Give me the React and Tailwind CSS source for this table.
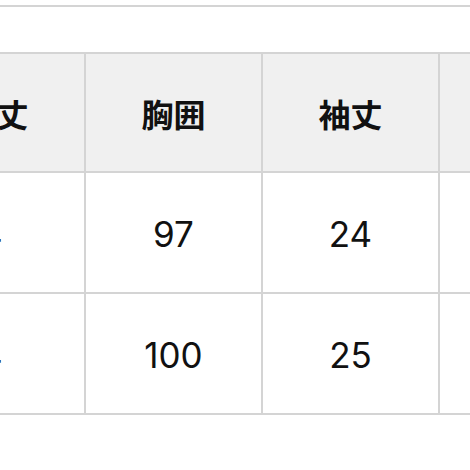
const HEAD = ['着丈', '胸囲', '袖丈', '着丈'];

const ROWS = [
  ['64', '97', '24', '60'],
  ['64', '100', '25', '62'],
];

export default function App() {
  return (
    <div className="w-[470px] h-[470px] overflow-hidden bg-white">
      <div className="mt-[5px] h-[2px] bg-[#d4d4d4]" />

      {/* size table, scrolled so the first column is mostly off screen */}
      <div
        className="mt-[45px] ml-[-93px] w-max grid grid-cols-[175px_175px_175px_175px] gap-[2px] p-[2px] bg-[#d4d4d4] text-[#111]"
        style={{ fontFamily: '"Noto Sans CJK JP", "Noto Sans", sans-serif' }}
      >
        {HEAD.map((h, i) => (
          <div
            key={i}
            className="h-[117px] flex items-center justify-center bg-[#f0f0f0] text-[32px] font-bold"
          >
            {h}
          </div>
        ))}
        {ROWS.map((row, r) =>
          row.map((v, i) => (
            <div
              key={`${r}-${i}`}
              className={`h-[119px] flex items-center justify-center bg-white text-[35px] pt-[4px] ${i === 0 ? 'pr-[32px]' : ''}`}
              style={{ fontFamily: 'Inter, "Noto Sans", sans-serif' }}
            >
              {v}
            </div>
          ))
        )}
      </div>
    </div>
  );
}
——
Extract every line of the data exactly; pictures stay out.

• **Expected answer**
Give me the React and Tailwind CSS source for this table.
const HEAD = ['着丈', '胸囲', '袖丈', '着丈'];

const ROWS = [
  ['64', '97', '24', '60'],
  ['64', '100', '25', '62'],
];

export default function App() {
  return (
    <div className="w-[470px] h-[470px] overflow-hidden bg-white">
      <div className="mt-[5px] h-[2px] bg-[#d4d4d4]" />

      {/* size table, scrolled so the first column is mostly off screen */}
      <div
        className="mt-[45px] ml-[-93px] w-max grid grid-cols-[175px_175px_175px_175px] gap-[2px] p-[2px] bg-[#d4d4d4] text-[#111]"
        style={{ fontFamily: '"Noto Sans CJK JP", "Noto Sans", sans-serif' }}
      >
        {HEAD.map((h, i) => (
          <div
            key={i}
            className="h-[117px] flex items-center justify-center bg-[#f0f0f0] text-[32px] font-bold"
          >
            {h}
          </div>
        ))}
        {ROWS.map((row, r) =>
          row.map((v, i) => (
            <div
              key={`${r}-${i}`}
              className={`h-[119px] flex items-center justify-center bg-white text-[35px] pt-[4px] ${i === 0 ? 'pr-[32px]' : ''}`}
              style={{ fontFamily: 'Inter, "Noto Sans", sans-serif' }}
            >
              {v}
            </div>
          ))
        )}
      </div>
    </div>
  );
}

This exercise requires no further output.